### [SHORT TASK]
Extract the first line of the entries below and every line after it up to the one containing "Give me the", both kept. Pictures are excluded.

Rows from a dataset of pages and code
⟨

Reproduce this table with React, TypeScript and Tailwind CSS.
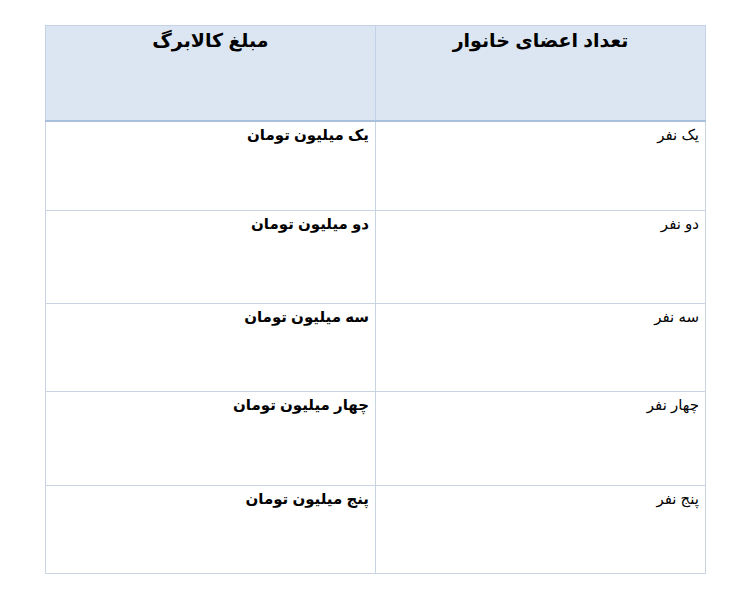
import React from "react";

type Row = {
    members: string;
    amount: string;
    height: string;
};

const rows: Row[] = [
    { members: "یک نفر", amount: "یک میلیون تومان", height: "h-[90px]" },
    { members: "دو نفر", amount: "دو میلیون تومان", height: "h-[93px]" },
    { members: "سه نفر", amount: "سه میلیون تومان", height: "h-[88px]" },
    { members: "چهار نفر", amount: "چهار میلیون تومان", height: "h-[94px]" },
    { members: "پنج نفر", amount: "پنج میلیون تومان", height: "h-[88px]" },
];

export default function App() {
    return (
        <div className="w-[743px] h-[603px] bg-white pt-[25px] pl-[45px] font-['Liberation_Sans','DejaVu_Sans',sans-serif] text-black">
            <table dir="rtl" className="w-[660px] border-collapse table-fixed">
                <thead>
                    <tr className="h-[95px] bg-[#dce6f2]">
                        <th className="w-[330px] border border-[#c3d2e4] border-b-2 border-b-[#a9c0dc] align-top pt-[2px] text-[19px] leading-[26px] font-bold text-center">
                            تعداد اعضای خانوار
                        </th>
                        <th className="w-[330px] border border-[#c3d2e4] border-b-2 border-b-[#a9c0dc] align-top pt-[2px] text-[19px] leading-[26px] font-bold text-center">
                            مبلغ کالابرگ
                        </th>
                    </tr>
                </thead>
                <tbody>
                    {rows.map((row) => (
                        <tr key={row.members} className={row.height}>
                            <td className="border border-[#c8d4e2] align-top pt-[2px] pr-[6px] text-[15px] leading-[22px] text-right">
                                {row.members}
                            </td>
                            <td className="border border-[#c8d4e2] align-top pt-[2px] pr-[6px] text-[15px] leading-[22px] font-bold text-right">
                                {row.amount}
                            </td>
                        </tr>
                    ))}
                </tbody>
            </table>
        </div>
    );
}
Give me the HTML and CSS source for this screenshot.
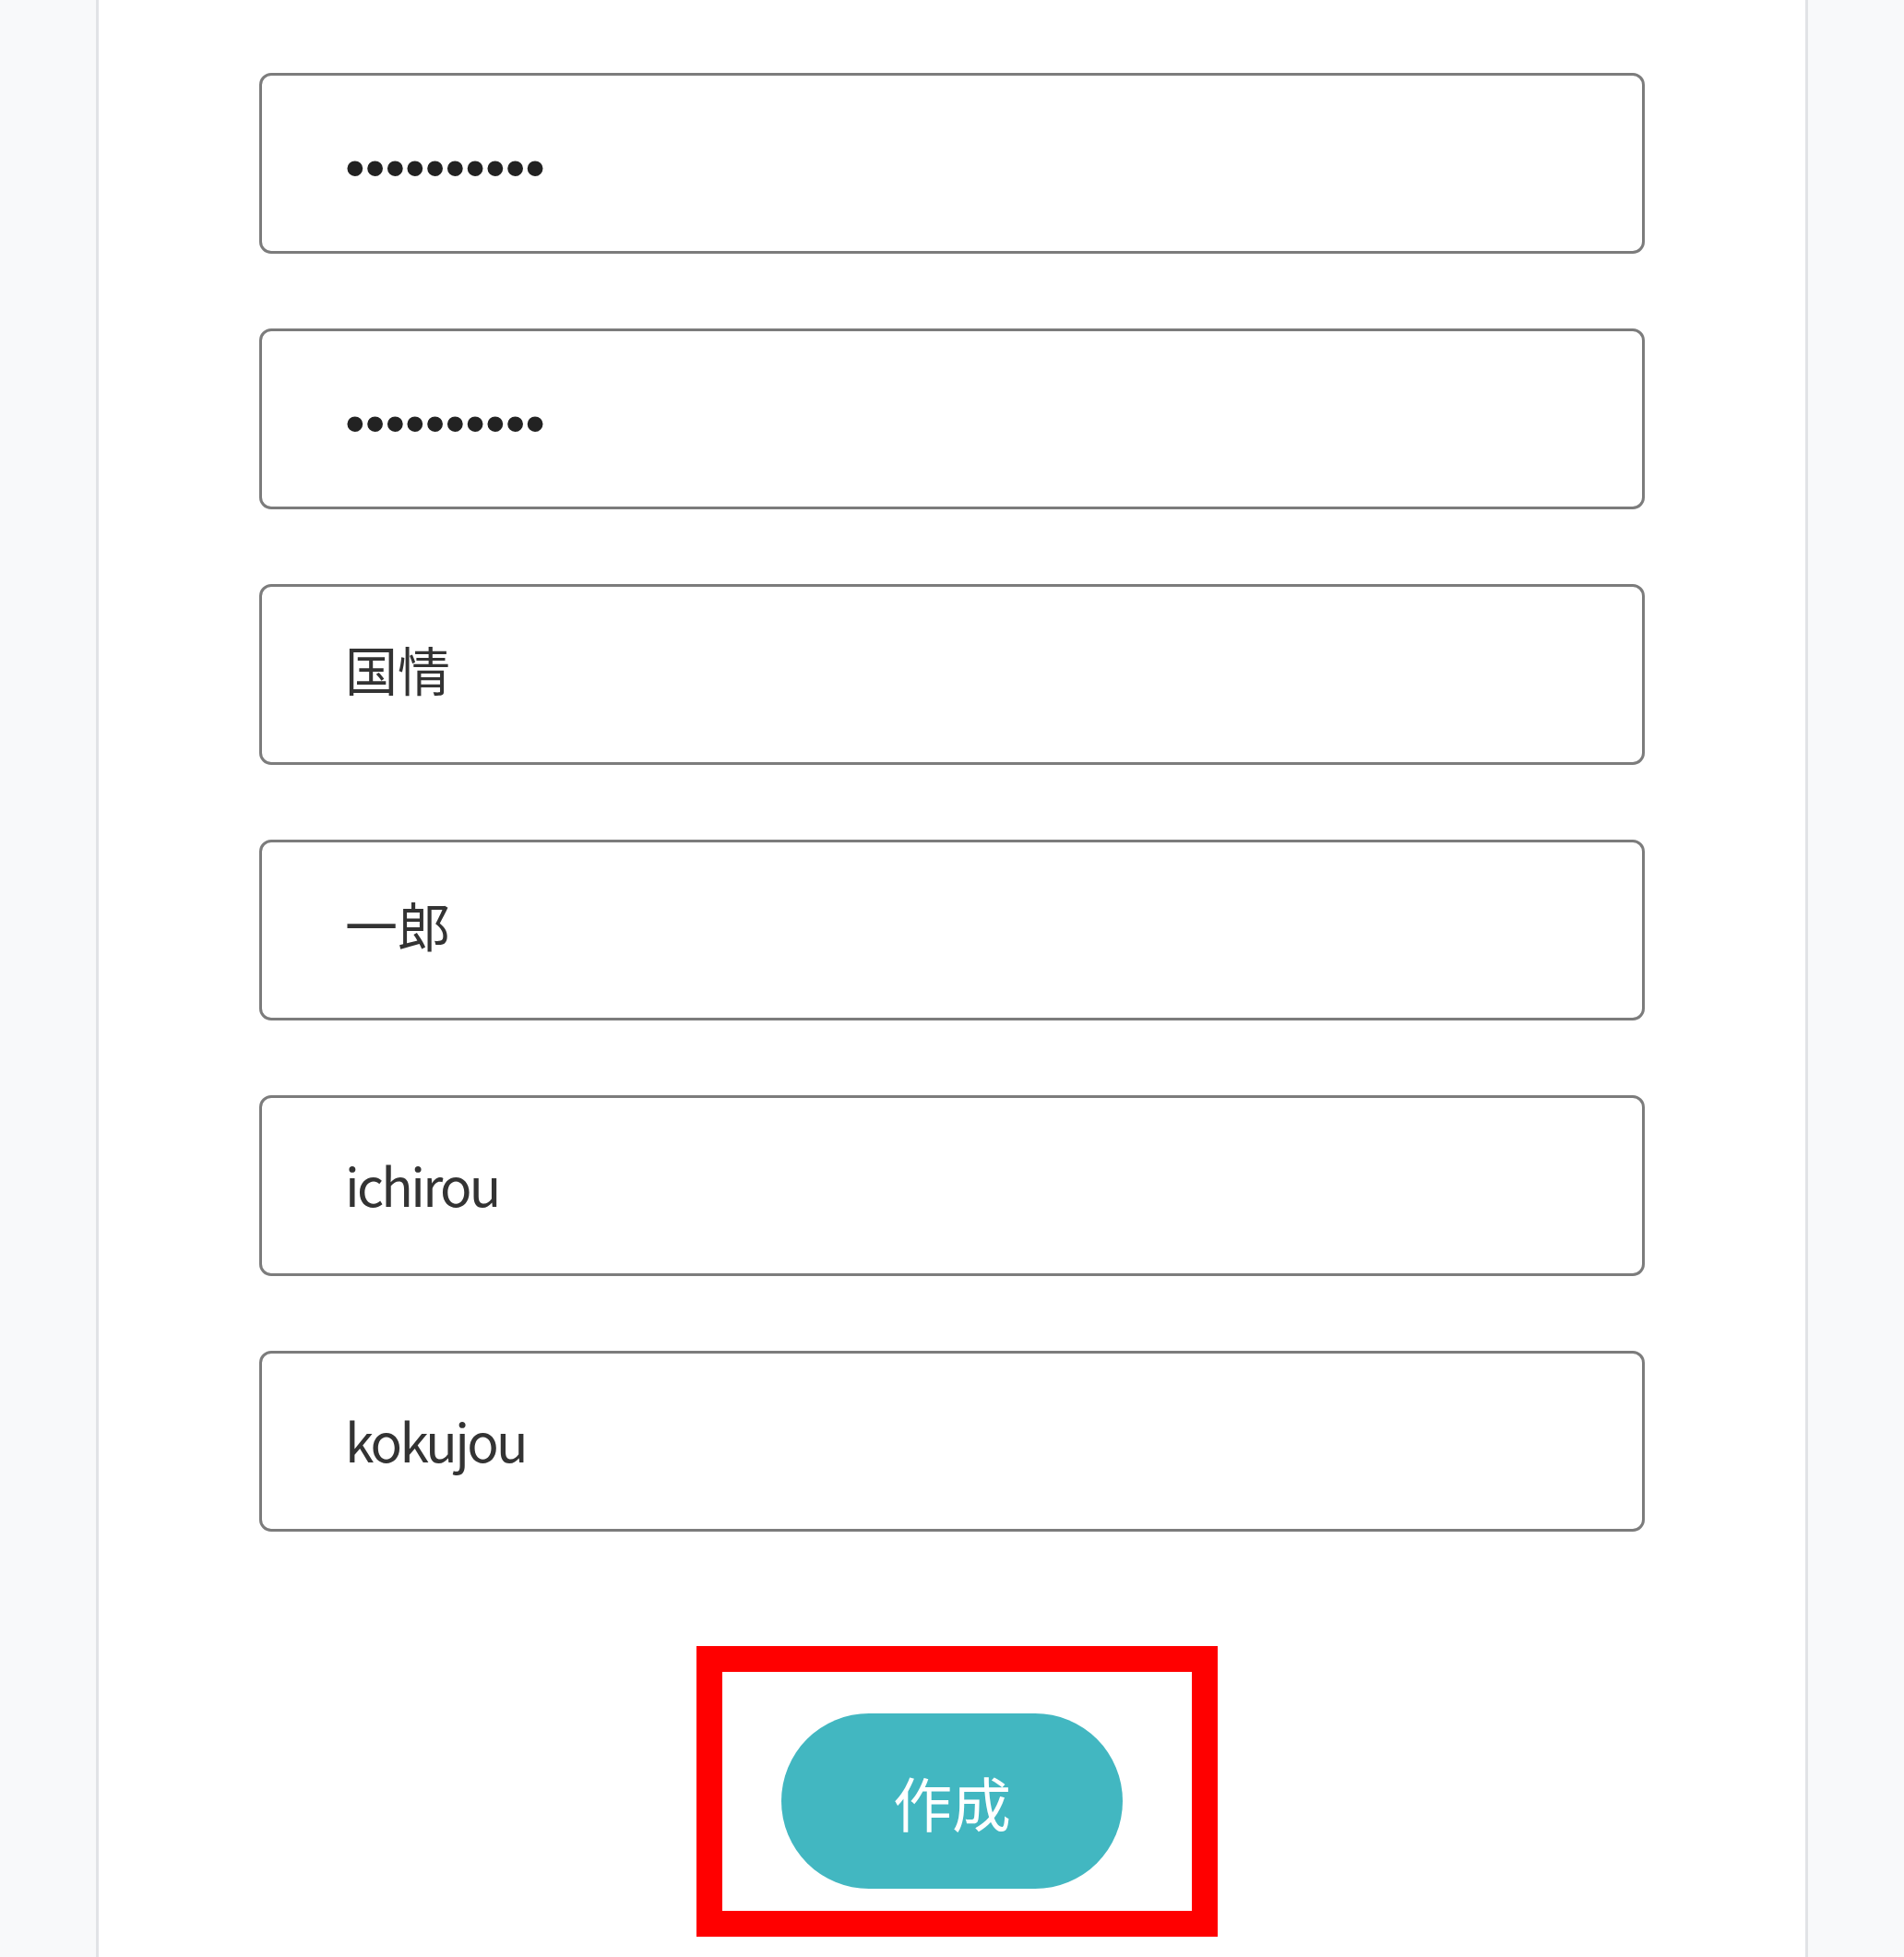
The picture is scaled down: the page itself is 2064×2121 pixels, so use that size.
FILE: index.html
```html
<!DOCTYPE html>
<html lang="ja">
<head>
    <meta charset="UTF-8">
    <meta name="viewport" content="width=device-width, initial-scale=1.0">
    <title>ユーザー作成</title>
    <link rel="stylesheet" href="styles.css">
</head>
<body>
    <div class="card">
        <form class="signup" onsubmit="return false;">
            <div class="fields">
                <input class="field field-secret" type="password" name="password" value="kokujou123">
                <input class="field field-secret" type="password" name="password_confirm" value="kokujou123">
                <input class="field field-kanji" type="text" name="last_name" value="国情">
                <input class="field field-kanji" type="text" name="first_name" value="一郎">
                <input class="field field-latin" type="text" name="first_name_kana" value="ichirou">
                <input class="field field-latin" type="text" name="last_name_kana" value="kokujou">
            </div>
            <div class="submit-row">
                <div class="highlight">
                    <button type="submit" class="btn-create">作成</button>
                </div>
            </div>
        </form>
    </div>
</body>
</html>
```

FILE: styles.css
```css
* {
    margin: 0;
    padding: 0;
    box-sizing: border-box;
}
html, body {
    width: 100%;
    min-height: 100%;
    background: #f8f9fa;
    font-family: "Noto Sans CJK JP", "Noto Sans", sans-serif;
    color: #333333;
}
.card {
    width: 1856px;
    min-height: 100vh;
    margin: 0 auto;
    background: #ffffff;
    border-left: 3px solid #e1e3e6;
    border-right: 3px solid #e1e3e6;
    padding: 79px 174px 21px;
}
.fields {
    display: flex;
    flex-direction: column;
    gap: 81px;
}
.field {
    display: block;
    width: 100%;
    height: 196px;
    padding: 0 90px;
    border: 3px solid #7c7c7c;
    border-radius: 13px;
    background: #ffffff;
    font-family: "Noto Sans CJK JP", "Noto Sans", sans-serif;
    font-size: 57px;
    color: #333333;
    outline: none;
}
.field-secret {
    font-family: "Liberation Sans", Arial, sans-serif;
    font-size: 62px;
    color: #222222;
    padding-top: 8px;
}
.field-kanji {
    padding-bottom: 14px;
}
.field-latin {
    letter-spacing: -2.7px;
    padding-bottom: 5px;
}
.submit-row {
    display: flex;
    justify-content: center;
    padding-left: 11px;
    margin-top: 124px;
}
.highlight {
    border: 28px solid #ff0000;
    padding: 45px 75px 24px 64px;
}
.btn-create {
    display: block;
    width: 370px;
    height: 190px;
    border: none;
    border-radius: 95px;
    background: #42b7c1;
    color: #ffffff;
    font-family: "Noto Sans CJK JP", sans-serif;
    font-size: 64px;
    cursor: pointer;
}
```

⟩

### [TASK SOLUTION]
Reproduce this table with React, TypeScript and Tailwind CSS.
import React from "react";

type Row = {
    members: string;
    amount: string;
    height: string;
};

const rows: Row[] = [
    { members: "یک نفر", amount: "یک میلیون تومان", height: "h-[90px]" },
    { members: "دو نفر", amount: "دو میلیون تومان", height: "h-[93px]" },
    { members: "سه نفر", amount: "سه میلیون تومان", height: "h-[88px]" },
    { members: "چهار نفر", amount: "چهار میلیون تومان", height: "h-[94px]" },
    { members: "پنج نفر", amount: "پنج میلیون تومان", height: "h-[88px]" },
];

export default function App() {
    return (
        <div className="w-[743px] h-[603px] bg-white pt-[25px] pl-[45px] font-['Liberation_Sans','DejaVu_Sans',sans-serif] text-black">
            <table dir="rtl" className="w-[660px] border-collapse table-fixed">
                <thead>
                    <tr className="h-[95px] bg-[#dce6f2]">
                        <th className="w-[330px] border border-[#c3d2e4] border-b-2 border-b-[#a9c0dc] align-top pt-[2px] text-[19px] leading-[26px] font-bold text-center">
                            تعداد اعضای خانوار
                        </th>
                        <th className="w-[330px] border border-[#c3d2e4] border-b-2 border-b-[#a9c0dc] align-top pt-[2px] text-[19px] leading-[26px] font-bold text-center">
                            مبلغ کالابرگ
                        </th>
                    </tr>
                </thead>
                <tbody>
                    {rows.map((row) => (
                        <tr key={row.members} className={row.height}>
                            <td className="border border-[#c8d4e2] align-top pt-[2px] pr-[6px] text-[15px] leading-[22px] text-right">
                                {row.members}
                            </td>
                            <td className="border border-[#c8d4e2] align-top pt-[2px] pr-[6px] text-[15px] leading-[22px] font-bold text-right">
                                {row.amount}
                            </td>
                        </tr>
                    ))}
                </tbody>
            </table>
        </div>
    );
}
Give me the HTML and CSS source for this screenshot.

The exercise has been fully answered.